I had a close look at how the Mexikanemi works and indeed they are a organization that regulates the drug trade through violence.  But while the death toll mounts on the Mexican side of the border, the notion of a "spill-over" of violence is contradicted by the facts.  San Antonio's homicide rate has fallen to all time lows, with only four, yes, that's "4" drug related homicides in all of 2009.  Del Rio, a border city of 35,000, had only one homicide all of last year.  El Paso ranks as one of the nations SAFEST cities: Chicago's homicide rate is TWENTY TIMES higher.  While one homicide is too many,  the drug gangs in south Texas, like the Mexikanemi meet regularly between themselves and there are no drug wars as between cartels in Mexico.  Murder should always be prosecuted, but homicide is not a south Texas problem on the same magnitude as poverty, unemployment, health care, and our obsession with foreign wars. 

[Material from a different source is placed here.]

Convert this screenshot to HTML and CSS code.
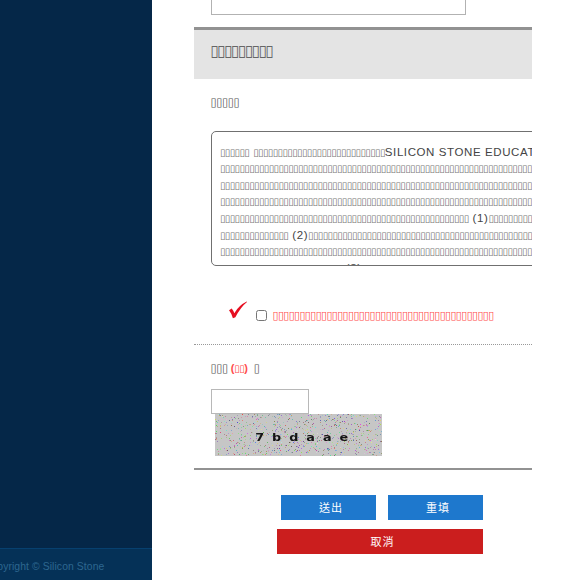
FILE: index.html
```
<!DOCTYPE html>
<html lang="zh-Hant">
<head>
<meta charset="utf-8">
<title>Silicon Stone</title>
<link rel="stylesheet" href="styles.css">
</head>
<body>
<div class="page">
  <aside class="sidebar">
    <footer class="copyright"><span>Copyright © Silicon Stone</span></footer>
  </aside>
  <main class="content">
    <div class="field-large"></div>
    <h2 class="section-title">▯▯▯▯▯▯▯▯▯</h2>
    <p class="label terms-label">▯▯▯▯▯</p>
    <div class="terms">
      <p><i>▯▯▯▯▯▯</i><b class="gap"></b><i>▯▯▯▯▯▯▯▯▯▯▯▯▯▯▯▯▯▯▯▯▯▯▯▯▯▯▯</i>SILICON STONE EDUCATION</p>
      <p><i>▯▯▯▯▯▯▯▯▯▯▯▯▯▯▯▯▯▯▯▯▯▯▯▯▯▯▯▯▯▯▯▯▯▯▯▯▯▯▯▯▯▯▯▯▯▯▯▯▯▯▯▯▯▯▯▯▯▯▯▯▯▯▯▯▯▯</i></p>
      <p><i>▯▯▯▯▯▯▯▯▯▯▯▯▯▯▯▯▯▯▯▯▯▯▯▯▯▯▯▯▯▯▯▯▯▯▯▯▯▯▯▯▯▯▯▯▯▯▯▯▯▯▯▯▯▯▯▯▯▯▯▯▯▯▯▯▯▯</i></p>
      <p><i>▯▯▯▯▯▯▯▯▯▯▯▯▯▯▯▯▯▯▯▯▯▯▯▯▯▯▯▯▯▯▯▯▯▯▯▯▯▯▯▯▯▯▯▯▯▯▯▯▯▯▯▯▯▯▯▯▯▯▯▯▯▯▯▯▯▯</i></p>
      <p><i>▯▯▯▯▯▯▯▯▯▯▯▯▯▯▯▯▯▯▯▯▯▯▯▯▯▯▯▯▯▯▯▯▯▯▯▯▯▯▯▯▯▯▯▯▯▯▯▯▯▯▯</i><b class="gap"></b>(1)<i>▯▯▯▯▯▯▯▯▯▯▯▯</i></p>
      <p><i>▯▯▯▯▯▯▯▯▯▯▯▯▯▯</i><b class="gap"></b>(2)<i>▯▯▯▯▯▯▯▯▯▯▯▯▯▯▯▯▯▯▯▯▯▯▯▯▯▯▯▯▯▯▯▯▯▯▯▯▯▯▯▯▯▯▯▯▯▯▯▯</i></p>
      <p><i>▯▯▯▯▯▯▯▯▯▯▯▯▯▯▯▯▯▯▯▯▯▯▯▯▯▯▯▯▯▯▯▯▯▯▯▯▯▯▯▯▯▯▯▯▯▯▯▯▯▯▯▯▯▯▯▯▯▯▯▯▯▯▯▯▯▯</i></p>
      <p><i>▯▯▯▯▯▯▯▯▯▯▯▯▯▯▯▯▯▯▯▯▯▯▯▯▯</i><b class="gap"></b>(3)<i>▯▯▯▯▯▯▯▯▯▯▯▯▯▯▯▯▯▯▯▯▯▯▯▯▯▯▯▯▯▯▯▯▯▯▯▯▯▯</i></p>
    </div>
    <label class="agree">
      <svg class="tick" width="20" height="18" viewBox="0 0 20 18"><path d="M1 9.2 3.7 7.4Q5.3 9.2 6.3 12.2 11 4.3 18.7.6L19 1Q12.5 6.3 7.4 16.2L4.9 17.2Q3.5 12.3 1 9.2Z" fill="#e60f21"/></svg>
      <input type="checkbox">
      <span>▯▯▯▯▯▯▯▯▯▯▯▯▯▯▯▯▯▯▯▯▯▯▯▯▯▯▯▯▯▯▯▯▯▯▯▯▯▯▯▯▯</span>
    </label>
    <section class="verify">
      <p class="label verify-label">▯▯▯<span class="required"><em>(</em>▯▯<em>)</em></span>▯</p>
      <div class="code-field"></div>
      <div class="captcha"><canvas id="noise" width="167" height="42"></canvas><span>7bdaae</span></div>
    </section>
    <div class="actions">
      <div class="row"><button>送出</button><button>重填</button></div>
      <button class="cancel">取消</button>
    </div>
  </main>
</div>
<script src="noise.js"></script>
</body>
</html>
```
FILE: noise.js
```
const ctx = document.getElementById('noise').getContext('2d');
let seed = 71;
const rnd = () => (seed = (seed * 16807) % 2147483647) / 2147483647;
ctx.fillStyle = '#c6c6c6';
ctx.fillRect(0, 0, 167, 42);
for (let i = 0; i < 850; i++) {
  const c = [0, 0, 0].map(() => Math.floor(60 + rnd() * 180));
  ctx.fillStyle = `rgba(${c[0]},${c[1]},${c[2]},${0.45 + rnd() * 0.5})`;
  ctx.fillRect(Math.floor(rnd() * 167), Math.floor(rnd() * 42), 1, 1);
}
```
FILE: styles.css
```
* { box-sizing: border-box; }
body {
  margin: 0;
  background: #fff;
  color: #555;
  font-family: "Liberation Sans", "Noto Sans CJK TC", sans-serif;
  overflow: hidden;
}
h2, p { margin: 0; font-weight: normal; white-space: nowrap; }
.page { display: flex; height: 580px; }
.sidebar {
  width: 152.4px;
  flex: none;
  display: flex;
  flex-direction: column;
  justify-content: flex-end;
  background: #052748;
}
.copyright {
  height: 32px;
  padding: 11px 48px 0 0;
  display: flex;
  justify-content: flex-end;
  border-top: 1px solid #07406f;
  background: #053157;
  color: #2d6790;
  font-size: 10.4px;
  letter-spacing: .08px;
  line-height: 14px;
  white-space: nowrap;
}
.content {
  width: 338px;
  margin-left: 41.6px;
  overflow: hidden;
}
.field-large {
  width: 255px;
  height: 15px;
  margin-left: 17px;
  border: 1px solid #b2b2b2;
  border-top: 0;
}
.section-title {
  height: 52px;
  margin-top: 12px;
  padding: 11px 0 0 16.5px;
  border-top: 3px solid #929292;
  background: #e4e4e4;
  color: #666;
  font: 15.5px/20px "DejaVu Sans", sans-serif;
  letter-spacing: -1.65px;
}
.label { padding-left: 16.5px; font: 11.5px/16px "DejaVu Sans", sans-serif; letter-spacing: -.6px; }
.terms-label { margin-top: 15px; }
.terms {
  width: 420px;
  height: 135px;
  margin: 21px 0 0 17px;
  padding: 11.5px 8px 0;
  overflow: hidden;
  border: 1px solid #707070;
  border-radius: 5px;
  color: #444;
  font-size: 11.5px;
  letter-spacing: .6px;
}
.terms p { height: 16.65px; line-height: 16.65px; }
.terms i {
  color: #777;
  font: 10px/16px "DejaVu Sans", sans-serif;
  letter-spacing: -.63px;
}
.gap { display: inline-block; width: 4px; }
.agree {
  height: 26px;
  margin: 36px 0 0 33px;
  display: flex;
  align-items: center;
  color: #ff4b4b;
  font: 11px/16px "DejaVu Sans", sans-serif;
  letter-spacing: -.66px;
  white-space: nowrap;
}
.agree span { margin-top: 2px; }
.tick { margin: -11px 8px 0 1px; }
.agree input { width: 11px; height: 11px; margin: 0 5.5px 0 0; }
.verify {
  height: 126px;
  margin-top: 16px;
  border-top: 1px dotted #999;
  border-bottom: 2.5px solid #929292;
}
.verify-label { padding-top: 15px; }
.required { margin: 0 6px 0 3px; color: #ff4b4b; font-size: 10px; }
.required em { font: bold 11px "Liberation Sans", sans-serif; letter-spacing: 0; }
.code-field {
  width: 98px;
  height: 25px;
  margin: 12px 0 0 17px;
  border: 1px solid #b8b8b8;
}
.captcha { display: grid; width: 167px; height: 42px; margin-left: 21px; }
.captcha > * { grid-area: 1 / 1; }
.captcha span {
  padding-left: 33px;
  color: #151515;
  font: bold 10.5px/47px "DejaVu Sans", sans-serif;
  letter-spacing: 6.5px;
  transform: scaleX(1.22);
  transform-origin: left;
}
.actions {
  width: 206px;
  margin: 25px 0 0 83.5px;
  display: flex;
  flex-direction: column;
  gap: 8.5px;
}
.row { display: flex; gap: 12px; padding-left: 4px; }
button {
  flex: 1;
  height: 25px;
  padding: 0 0 0 4px;
  border: 0;
  background: #1e78cd;
  color: #fff;
  font: 11px/25px "Noto Sans CJK TC", sans-serif;
  letter-spacing: 1px;
}
.cancel { flex: none; background: #cb1e1e; }
```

This data puts the government's hyperbolic prosecution of gangs in perspective.   We need to sadly recognize that our "law enforcement" agencies have too often produced perjured testimony and some prosecutors will do almost anything to get a conviction.  In Chicago, Police Commander Jon Burge, routinely used torture on gang members to produce convictions for prosecutors who apparently didn't care how he got the confessions.   

Today gangs and terrorists have become so evil in media and law enforcement eyes that torture, bribery, and lies are accepted as necessary to "prosecute" justice.  "Execution first, trial later" said the Queen of Hearts. This is why I do this blog: especially in court, we need research, not stereotypes.